• PROBLEM DETAILS: Search the listing for the string "index" and copy every line that contains it.

[START DATA TO USE]

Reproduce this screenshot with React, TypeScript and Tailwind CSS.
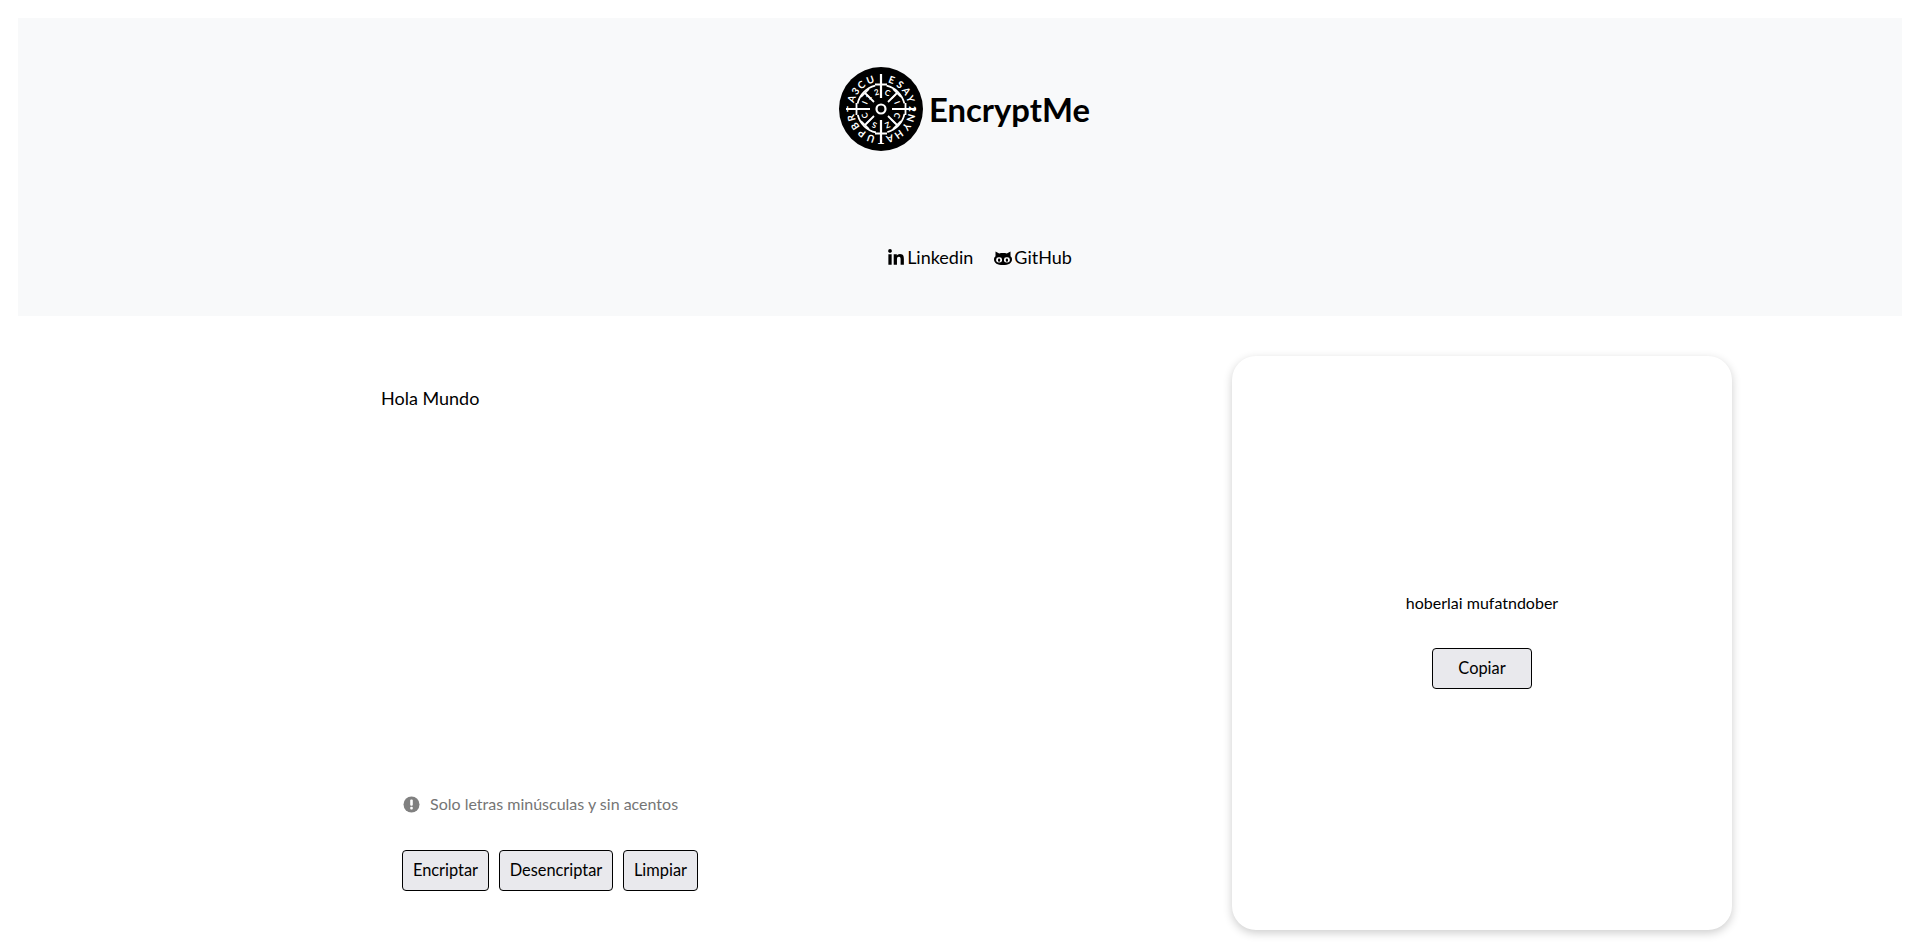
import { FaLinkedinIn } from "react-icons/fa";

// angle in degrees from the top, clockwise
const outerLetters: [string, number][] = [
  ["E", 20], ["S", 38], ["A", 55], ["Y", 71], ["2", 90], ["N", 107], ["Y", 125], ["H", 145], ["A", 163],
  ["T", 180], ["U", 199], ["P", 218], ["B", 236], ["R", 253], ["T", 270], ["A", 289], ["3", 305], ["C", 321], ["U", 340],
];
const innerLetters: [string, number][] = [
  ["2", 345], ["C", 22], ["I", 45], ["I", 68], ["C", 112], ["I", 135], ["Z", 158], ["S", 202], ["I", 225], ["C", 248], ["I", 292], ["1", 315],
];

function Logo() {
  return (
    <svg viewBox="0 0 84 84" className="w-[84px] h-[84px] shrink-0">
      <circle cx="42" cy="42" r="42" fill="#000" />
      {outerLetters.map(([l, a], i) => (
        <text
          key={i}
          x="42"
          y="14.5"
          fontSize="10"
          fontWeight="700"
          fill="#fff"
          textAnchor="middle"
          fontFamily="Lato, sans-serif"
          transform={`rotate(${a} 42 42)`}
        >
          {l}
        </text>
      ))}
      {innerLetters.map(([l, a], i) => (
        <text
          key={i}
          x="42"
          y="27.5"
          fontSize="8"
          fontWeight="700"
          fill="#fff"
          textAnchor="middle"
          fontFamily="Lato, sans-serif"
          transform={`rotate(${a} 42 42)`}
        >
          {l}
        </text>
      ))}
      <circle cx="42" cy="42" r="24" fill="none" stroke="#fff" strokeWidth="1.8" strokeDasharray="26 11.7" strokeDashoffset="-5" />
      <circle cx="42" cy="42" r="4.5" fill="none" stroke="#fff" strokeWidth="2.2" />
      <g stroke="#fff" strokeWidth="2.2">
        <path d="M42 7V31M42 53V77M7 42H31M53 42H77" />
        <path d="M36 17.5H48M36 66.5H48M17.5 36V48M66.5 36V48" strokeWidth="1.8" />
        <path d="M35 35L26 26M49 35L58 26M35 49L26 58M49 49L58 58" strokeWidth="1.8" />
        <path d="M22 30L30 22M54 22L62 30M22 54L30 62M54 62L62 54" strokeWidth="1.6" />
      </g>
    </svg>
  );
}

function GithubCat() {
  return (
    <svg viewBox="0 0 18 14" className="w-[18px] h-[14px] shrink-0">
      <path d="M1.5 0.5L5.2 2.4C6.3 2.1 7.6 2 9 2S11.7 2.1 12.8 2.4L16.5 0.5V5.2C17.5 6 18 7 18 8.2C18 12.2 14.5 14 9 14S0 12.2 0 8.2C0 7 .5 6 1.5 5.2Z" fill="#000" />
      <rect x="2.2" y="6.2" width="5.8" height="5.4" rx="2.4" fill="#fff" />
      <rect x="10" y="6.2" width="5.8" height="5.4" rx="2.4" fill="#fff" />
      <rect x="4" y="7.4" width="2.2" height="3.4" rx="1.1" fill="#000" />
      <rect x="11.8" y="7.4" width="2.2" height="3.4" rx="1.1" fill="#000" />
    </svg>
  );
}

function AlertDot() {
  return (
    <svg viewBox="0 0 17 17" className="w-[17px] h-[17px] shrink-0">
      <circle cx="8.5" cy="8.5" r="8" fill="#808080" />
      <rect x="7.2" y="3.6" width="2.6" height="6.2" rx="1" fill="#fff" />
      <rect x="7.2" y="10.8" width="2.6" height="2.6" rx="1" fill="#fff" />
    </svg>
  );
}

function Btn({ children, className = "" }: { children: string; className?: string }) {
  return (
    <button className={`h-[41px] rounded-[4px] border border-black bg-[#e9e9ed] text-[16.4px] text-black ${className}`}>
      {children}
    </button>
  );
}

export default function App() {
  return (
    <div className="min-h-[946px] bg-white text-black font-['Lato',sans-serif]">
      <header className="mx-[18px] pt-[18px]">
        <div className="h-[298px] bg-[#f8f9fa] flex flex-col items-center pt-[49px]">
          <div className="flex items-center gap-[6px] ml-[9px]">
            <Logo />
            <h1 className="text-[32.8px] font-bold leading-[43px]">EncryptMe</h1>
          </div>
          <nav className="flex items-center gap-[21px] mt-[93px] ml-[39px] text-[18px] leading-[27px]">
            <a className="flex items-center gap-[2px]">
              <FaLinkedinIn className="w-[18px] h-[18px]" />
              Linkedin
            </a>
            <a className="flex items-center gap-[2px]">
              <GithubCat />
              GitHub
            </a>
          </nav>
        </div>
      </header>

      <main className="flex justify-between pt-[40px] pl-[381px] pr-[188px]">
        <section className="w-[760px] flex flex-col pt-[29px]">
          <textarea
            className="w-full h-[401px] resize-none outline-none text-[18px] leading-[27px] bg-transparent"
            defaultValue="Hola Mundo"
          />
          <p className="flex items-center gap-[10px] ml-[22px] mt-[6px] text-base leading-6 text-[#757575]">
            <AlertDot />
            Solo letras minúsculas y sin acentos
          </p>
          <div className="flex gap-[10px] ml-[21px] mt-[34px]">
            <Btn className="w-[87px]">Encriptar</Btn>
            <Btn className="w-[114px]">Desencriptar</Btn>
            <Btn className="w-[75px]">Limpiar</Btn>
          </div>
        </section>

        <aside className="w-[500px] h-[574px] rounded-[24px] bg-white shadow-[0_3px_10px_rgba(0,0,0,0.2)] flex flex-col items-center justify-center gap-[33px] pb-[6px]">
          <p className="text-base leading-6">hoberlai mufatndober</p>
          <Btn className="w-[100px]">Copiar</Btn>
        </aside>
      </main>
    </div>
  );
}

[END DATA TO USE]
[START DATA TO USE]

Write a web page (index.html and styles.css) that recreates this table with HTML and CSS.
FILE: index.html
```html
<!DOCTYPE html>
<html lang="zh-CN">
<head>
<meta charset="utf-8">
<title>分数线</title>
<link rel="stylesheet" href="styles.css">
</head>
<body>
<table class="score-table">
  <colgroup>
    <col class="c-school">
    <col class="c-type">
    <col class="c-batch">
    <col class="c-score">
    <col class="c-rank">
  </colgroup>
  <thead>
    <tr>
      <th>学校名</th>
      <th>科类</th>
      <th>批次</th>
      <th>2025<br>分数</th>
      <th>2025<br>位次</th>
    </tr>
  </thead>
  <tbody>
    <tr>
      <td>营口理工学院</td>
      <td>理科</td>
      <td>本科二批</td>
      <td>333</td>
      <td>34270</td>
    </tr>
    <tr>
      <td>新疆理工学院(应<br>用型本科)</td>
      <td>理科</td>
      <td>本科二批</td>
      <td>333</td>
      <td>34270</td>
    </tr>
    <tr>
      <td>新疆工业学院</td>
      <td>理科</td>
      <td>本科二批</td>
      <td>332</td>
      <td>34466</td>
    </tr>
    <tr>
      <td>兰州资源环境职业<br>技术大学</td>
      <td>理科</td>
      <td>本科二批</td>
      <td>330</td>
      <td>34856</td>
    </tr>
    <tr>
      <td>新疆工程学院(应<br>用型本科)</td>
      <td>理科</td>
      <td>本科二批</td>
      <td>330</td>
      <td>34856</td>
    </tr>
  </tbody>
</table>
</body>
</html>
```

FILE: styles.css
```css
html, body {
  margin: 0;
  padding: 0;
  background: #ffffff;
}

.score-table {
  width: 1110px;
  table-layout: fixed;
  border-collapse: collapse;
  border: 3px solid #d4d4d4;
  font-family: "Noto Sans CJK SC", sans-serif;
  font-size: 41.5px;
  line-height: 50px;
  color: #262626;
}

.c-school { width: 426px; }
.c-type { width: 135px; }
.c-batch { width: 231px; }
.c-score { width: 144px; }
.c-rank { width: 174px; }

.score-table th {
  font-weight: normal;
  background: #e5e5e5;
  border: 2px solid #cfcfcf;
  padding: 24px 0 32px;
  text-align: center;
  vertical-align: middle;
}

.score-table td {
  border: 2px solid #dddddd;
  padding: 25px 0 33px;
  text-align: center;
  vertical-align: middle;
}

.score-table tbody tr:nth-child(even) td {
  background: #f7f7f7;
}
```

[END DATA TO USE]
[START DATA TO USE]

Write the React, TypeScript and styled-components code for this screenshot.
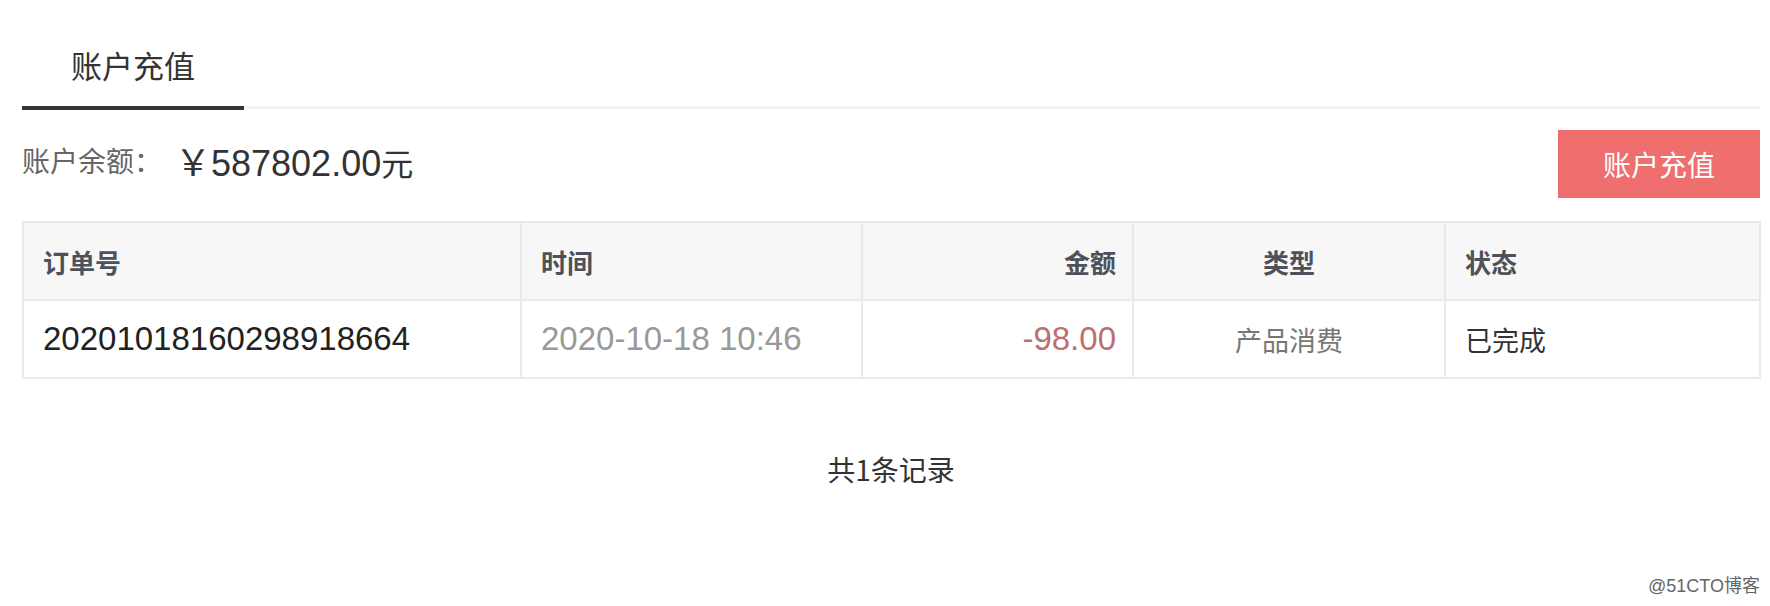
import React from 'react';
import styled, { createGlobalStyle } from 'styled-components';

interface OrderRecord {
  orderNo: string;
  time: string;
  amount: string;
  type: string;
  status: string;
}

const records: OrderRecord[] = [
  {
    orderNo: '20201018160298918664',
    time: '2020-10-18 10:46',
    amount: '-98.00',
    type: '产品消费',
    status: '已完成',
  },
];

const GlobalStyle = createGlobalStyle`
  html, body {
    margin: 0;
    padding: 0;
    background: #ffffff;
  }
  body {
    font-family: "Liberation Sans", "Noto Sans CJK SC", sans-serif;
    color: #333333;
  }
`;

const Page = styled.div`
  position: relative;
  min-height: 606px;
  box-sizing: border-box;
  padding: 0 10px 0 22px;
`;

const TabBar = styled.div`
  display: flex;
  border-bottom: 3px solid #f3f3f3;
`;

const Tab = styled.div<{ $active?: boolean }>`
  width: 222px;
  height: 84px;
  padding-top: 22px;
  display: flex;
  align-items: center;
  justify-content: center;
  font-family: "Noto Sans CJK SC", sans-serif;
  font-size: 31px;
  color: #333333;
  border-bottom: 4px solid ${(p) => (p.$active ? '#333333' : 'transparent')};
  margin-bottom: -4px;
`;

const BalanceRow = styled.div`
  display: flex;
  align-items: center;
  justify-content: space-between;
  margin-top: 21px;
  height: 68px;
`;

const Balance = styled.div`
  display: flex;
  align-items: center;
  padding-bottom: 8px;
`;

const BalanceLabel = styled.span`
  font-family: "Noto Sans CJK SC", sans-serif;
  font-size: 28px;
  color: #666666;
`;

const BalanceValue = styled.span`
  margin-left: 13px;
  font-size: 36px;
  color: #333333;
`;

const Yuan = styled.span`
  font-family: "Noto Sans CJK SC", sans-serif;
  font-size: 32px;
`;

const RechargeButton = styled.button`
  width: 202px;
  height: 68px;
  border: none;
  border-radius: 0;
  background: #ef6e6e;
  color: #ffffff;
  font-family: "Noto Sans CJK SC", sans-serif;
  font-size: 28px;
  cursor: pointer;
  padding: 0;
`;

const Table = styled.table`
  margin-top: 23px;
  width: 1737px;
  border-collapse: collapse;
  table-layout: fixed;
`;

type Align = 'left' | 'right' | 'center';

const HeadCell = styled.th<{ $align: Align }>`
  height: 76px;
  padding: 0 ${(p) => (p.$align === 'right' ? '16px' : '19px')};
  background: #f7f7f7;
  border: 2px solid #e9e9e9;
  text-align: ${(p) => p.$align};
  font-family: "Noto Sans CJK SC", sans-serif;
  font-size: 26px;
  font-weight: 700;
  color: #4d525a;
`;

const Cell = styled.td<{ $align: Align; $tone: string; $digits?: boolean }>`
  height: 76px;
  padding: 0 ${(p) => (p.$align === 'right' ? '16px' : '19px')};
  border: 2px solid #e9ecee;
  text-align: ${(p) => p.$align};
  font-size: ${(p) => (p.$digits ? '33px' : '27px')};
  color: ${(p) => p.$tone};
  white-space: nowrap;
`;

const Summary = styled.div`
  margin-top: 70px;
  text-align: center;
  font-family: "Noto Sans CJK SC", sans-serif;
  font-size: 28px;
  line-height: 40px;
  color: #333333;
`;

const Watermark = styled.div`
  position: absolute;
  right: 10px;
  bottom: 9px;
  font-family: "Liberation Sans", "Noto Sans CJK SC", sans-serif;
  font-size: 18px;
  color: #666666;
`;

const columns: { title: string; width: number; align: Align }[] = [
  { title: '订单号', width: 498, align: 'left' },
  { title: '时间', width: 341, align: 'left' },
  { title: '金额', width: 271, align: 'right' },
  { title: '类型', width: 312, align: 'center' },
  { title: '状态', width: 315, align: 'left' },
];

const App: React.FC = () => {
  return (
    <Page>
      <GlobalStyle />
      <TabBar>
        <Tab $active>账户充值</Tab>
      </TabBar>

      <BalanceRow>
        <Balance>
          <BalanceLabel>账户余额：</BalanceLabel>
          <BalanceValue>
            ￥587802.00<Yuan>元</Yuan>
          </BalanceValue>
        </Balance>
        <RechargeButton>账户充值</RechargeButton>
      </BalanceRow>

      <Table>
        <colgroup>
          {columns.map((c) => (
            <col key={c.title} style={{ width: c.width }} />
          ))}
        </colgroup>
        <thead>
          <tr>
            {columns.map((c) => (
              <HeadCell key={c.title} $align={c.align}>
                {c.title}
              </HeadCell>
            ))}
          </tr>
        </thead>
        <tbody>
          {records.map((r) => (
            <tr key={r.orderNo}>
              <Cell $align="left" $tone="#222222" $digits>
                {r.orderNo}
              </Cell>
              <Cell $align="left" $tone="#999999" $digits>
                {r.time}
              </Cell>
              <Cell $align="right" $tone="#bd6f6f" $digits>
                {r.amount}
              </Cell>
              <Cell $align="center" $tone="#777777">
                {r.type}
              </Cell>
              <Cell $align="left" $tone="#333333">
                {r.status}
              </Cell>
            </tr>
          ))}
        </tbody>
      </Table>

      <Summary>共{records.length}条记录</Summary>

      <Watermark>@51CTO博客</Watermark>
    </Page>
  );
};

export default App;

[END DATA TO USE]

• TASK OUTPUT:
Write a web page (index.html and styles.css) that recreates this table with HTML and CSS.
FILE: index.html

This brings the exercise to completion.